Château Angélus is to become the third Premier Grand Cru Classé A property to withdraw from the Saint-Émilion classification system, it has been reported. 

Angelus borne © Deepix

The château has been one of the four ‘first growths’ of Saint-Émilion, and classified as a Premier Grand Cru Classé A  since 2012. Before that it had been a Premier Grand Cru Classé  B since 1996.

However, this year it has decided to withdraw its candidacy, following the decision of a Bordeaux criminal court last month to fine the estates’s co-owner Hubert de Boüard, after finding him guilty of an illegal conflict of interest during the drawing up the classification of Saint-Émilion in 2012, according to a press report quoted in the French newspaper L’Express Style de Vie.  At the timem de Boüard held a senior position in the national appellation body, the INAO, as well as a senior figure in Saint-Émilion’s wine body, the ODG.

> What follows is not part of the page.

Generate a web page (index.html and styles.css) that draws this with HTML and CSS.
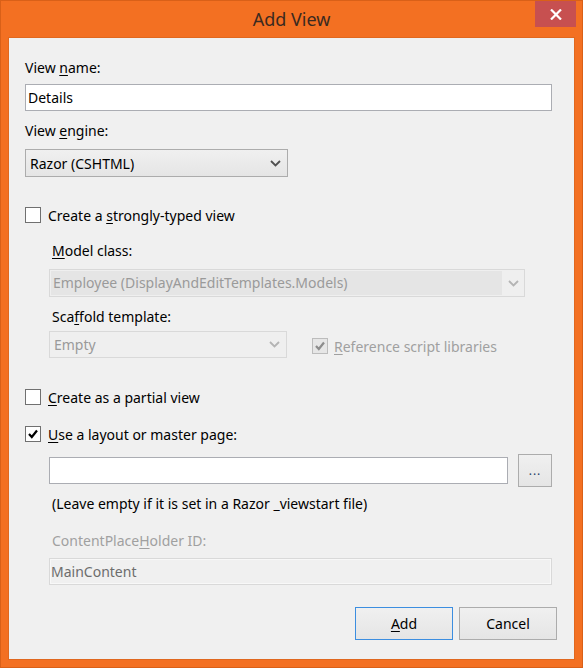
FILE: index.html
```html
<!DOCTYPE html>
<html>
<head>
<meta charset="utf-8">
<link rel="stylesheet" href="styles.css">
</head>
<body>
<div class="window">
  <div class="titlebar">
    <span></span>
    <span class="title">Add View</span>
    <span class="close"><svg width="12" height="11" viewBox="0 0 12 11"><path d="M1 0.5 L11 10.5 M11 0.5 L1 10.5" stroke="#fff" stroke-width="2.2" fill="none"/></svg></span>
  </div>
  <div class="client">
    <div class="label l-name">View <u>n</u>ame:</div>
    <div class="textbox tb-name">Details</div>
    <div class="label l-engine">View <u>e</u>ngine:</div>
    <div class="select sel-engine"><span>Razor (CSHTML)</span><svg class="chev" width="11" height="7" viewBox="0 0 11 7"><path d="M1 1 L5.5 5.5 L10 1" stroke="#505050" stroke-width="1.8" fill="none"/></svg></div>

    <div class="check-row cr-strong"><span class="box"></span><span>Create a <u>s</u>trongly-typed view</span></div>
    <div class="indent">
      <div class="label l-model"><u>M</u>odel class:</div>
      <div class="select disabled sel-model"><span class="hl">Employee (DisplayAndEditTemplates.Models)</span><svg class="chev" width="11" height="7" viewBox="0 0 11 7"><path d="M1 1 L5.5 5.5 L10 1" stroke="#b4b4b4" stroke-width="1.8" fill="none"/></svg></div>
      <div class="label l-scaffold">Sca<u>f</u>fold template:</div>
      <div class="scaffold-row">
        <div class="select disabled sel-empty"><span>Empty</span><svg class="chev" width="11" height="7" viewBox="0 0 11 7"><path d="M1 1 L5.5 5.5 L10 1" stroke="#b4b4b4" stroke-width="1.8" fill="none"/></svg></div>
        <div class="check-row ref disabled"><span class="box checked"><svg width="14" height="14" viewBox="0 0 14 14"><path d="M3 7 L5.8 10 L11 3.5" stroke="#8c8c8c" stroke-width="2.2" fill="none"/></svg></span><span><u>R</u>eference script libraries</span></div>
      </div>
    </div>

    <div class="check-row cr-partial"><span class="box"></span><span><u>C</u>reate as a partial view</span></div>
    <div class="check-row cr-layout"><span class="box"><svg width="14" height="14" viewBox="0 0 14 14"><path d="M3 7 L5.8 10 L11 3.5" stroke="#000" stroke-width="2.2" fill="none"/></svg></span><span><u>U</u>se a layout or master page:</span></div>
    <div class="indent">
      <div class="layout-row">
        <div class="textbox tb-layout"></div>
        <div class="button dots">...</div>
      </div>
      <div class="label hint">(Leave empty if it is set in a Razor _viewstart file)</div>
      <div class="label l-cph disabled-text">ContentPlace<u>H</u>older ID:</div>
      <div class="textbox disabled tb-cph">MainContent</div>
    </div>

    <div class="buttons">
      <div class="button default"><u>A</u>dd</div>
      <div class="button">Cancel</div>
    </div>
  </div>
</div>
</body>
</html>
```
FILE: styles.css
```css
* { box-sizing: border-box; }
html, body { margin: 0; padding: 0; }
body {
  font-family: "Noto Sans", "Open Sans", sans-serif;
  font-size: 14px;
  color: #000;
  background: #f37022;
  font-variant-ligatures: none;
}
u { text-decoration: underline; text-underline-offset: 2px; text-decoration-thickness: 1px; }
.window {
  width: 583px;
  height: 668px;
  background: #f37022;
  border: 1px solid #d96018;
  display: flex;
  flex-direction: column;
}
.titlebar {
  height: 36px;
  display: grid;
  grid-template-columns: 1fr auto 1fr;
  align-items: start;
}
.title {
  font-size: 18px;
  color: #3b2a20;
  line-height: 20px;
  margin-top: 8px;
}
.close {
  justify-self: end;
  width: 41px;
  height: 26px;
  margin-right: 6px;
  background: #c75050;
  display: flex;
  align-items: center;
  justify-content: center;
}
.client {
  margin: 0 7px;
  height: 623px;
  background: #f0f0f0;
  border: 1px solid #e0681f;
  padding: 0 0 0 16px;
}
.label { line-height: 20px; height: 20px; white-space: nowrap; }
.l-name { margin-top: 20px; }
.textbox {
  background: #fff;
  border: 1px solid #abadb3;
  height: 27px;
  line-height: 25px;
  padding-left: 2px;
}
.tb-name { margin-top: 6px; width: 527px; }
.l-engine { margin-top: 10px; }
.select {
  height: 28px;
  border: 1px solid #acacac;
  background: linear-gradient(#f0f0f0, #e5e5e5);
  display: flex;
  align-items: center;
  justify-content: space-between;
  padding: 0 6px 0 4px;
}
.sel-engine { margin-top: 8px; width: 263px; }
.check-row {
  display: flex;
  align-items: center;
  height: 20px;
  gap: 7px;
  white-space: nowrap;
}
.box {
  width: 16px;
  height: 16px;
  border: 1px solid #707070;
  background: #fff;
  display: flex;
  align-items: center;
  justify-content: center;
}
.cr-strong { margin-top: 28px; }
.indent { padding-left: 24px; }
.l-model { margin-top: 16px; padding-left: 3px; }
.select.disabled {
  background: #efefef;
  border-color: #d9d9d9;
  color: #9a9a9a;
}
.sel-model {
  margin-top: 8px;
  width: 476px;
  padding: 1px 5px 1px 1px;
  align-items: stretch;
}
.sel-model .hl {
  background: #e5e5e5;
  width: 451px;
  line-height: 24px;
  padding-left: 2px;
}
.sel-model .chev { align-self: center; }
.l-scaffold { margin-top: 10px; padding-left: 3px; }
.scaffold-row {
  margin-top: 4px;
  display: flex;
  align-items: center;
  gap: 25px;
}
.sel-empty { width: 238px; height: 27px; color: #a0a0a0; }
.ref { color: #a0a0a0; gap: 6px; margin-top: 3px; }
.box.checked { border-color: #bcbcbc; background: #e6e6e6; }
.cr-partial { margin-top: 29px; }
.cr-layout { margin-top: 17px; }
.layout-row {
  margin-top: 10px;
  display: flex;
  align-items: center;
  gap: 10px;
}
.tb-layout { width: 459px; }
.button {
  height: 33px;
  border: 1px solid #acacac;
  background: linear-gradient(#f0f0f0, #e5e5e5);
  display: flex;
  align-items: center;
  justify-content: center;
}
.dots { width: 34px; color: #1e3f66; font-size: 12px; letter-spacing: 1px; }
.hint { margin-top: 7px; padding-left: 3px; }
.l-cph { margin-top: 17px; padding-left: 3px; }
.disabled-text { color: #a0a0a0; }
.textbox.disabled {
  background: #f0f0f0;
  border: 1px solid #d9d9d9;
  box-shadow: inset 0 0 0 1px #f8f8f8;
  color: #6d6d6d;
}
.tb-cph { margin-top: 7px; width: 503px; padding-left: 1px; }
.buttons {
  margin-top: 22px;
  display: flex;
  justify-content: flex-end;
  gap: 6px;
  padding-right: 17px;
}
.buttons .button { width: 98px; }
.button.default { border-color: #3c8ee0; }
```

In an interview published yesterday with de Boüard’s daughter Stephanie de Boüard-Rivoal, the 8th generation of the family who took over running the estate in 2012, she was quoted as deploring “the current system, which was unsuited to the challenges of our domain and its appellation”.

As a result, the château would “stay focused on our primary task which is to take care of our terroir to produce great wines”, she was quoted as saying.

It follows the shock exit in August by Cheval Blanc and Ausone from the Saint-Émilion classification system, who argued that they were reluctant to leave, but that the evaluation criteria departed too much from the fundamentals aspects of the terroir, the wine, and the history. “Other secondary elements have taken too much importance in the final evaluation,” Pierre Lurton and Pierre-Olivier Clouet at Cheval Blanc told journal Terre de Vins in an exclusive article.

At the time, de Boüard-Rivoal said that the classification of Saint-Émilion had “the advantage of pulling everyone up, of creating an emulation”.

“It’s a shame to turn your back on meritocracy, it is a possibly penalizing and detrimental choice for all Bordeaux and for a ranking to which we owe so much,” she told French journal Terre de Vins.

At the time, she confirmed that Château Angélus has submitted a file for includion in 2022, and that “we have a solid and well-crafted ranking in 2022”.

The classificiation was created in 1955 as competitive classification, to be renewed every decade by an independent panel of experts based on pre-published criteria and giving a significant weight to the tasting of the wines themselves. However, over the years it has proved to be controversial.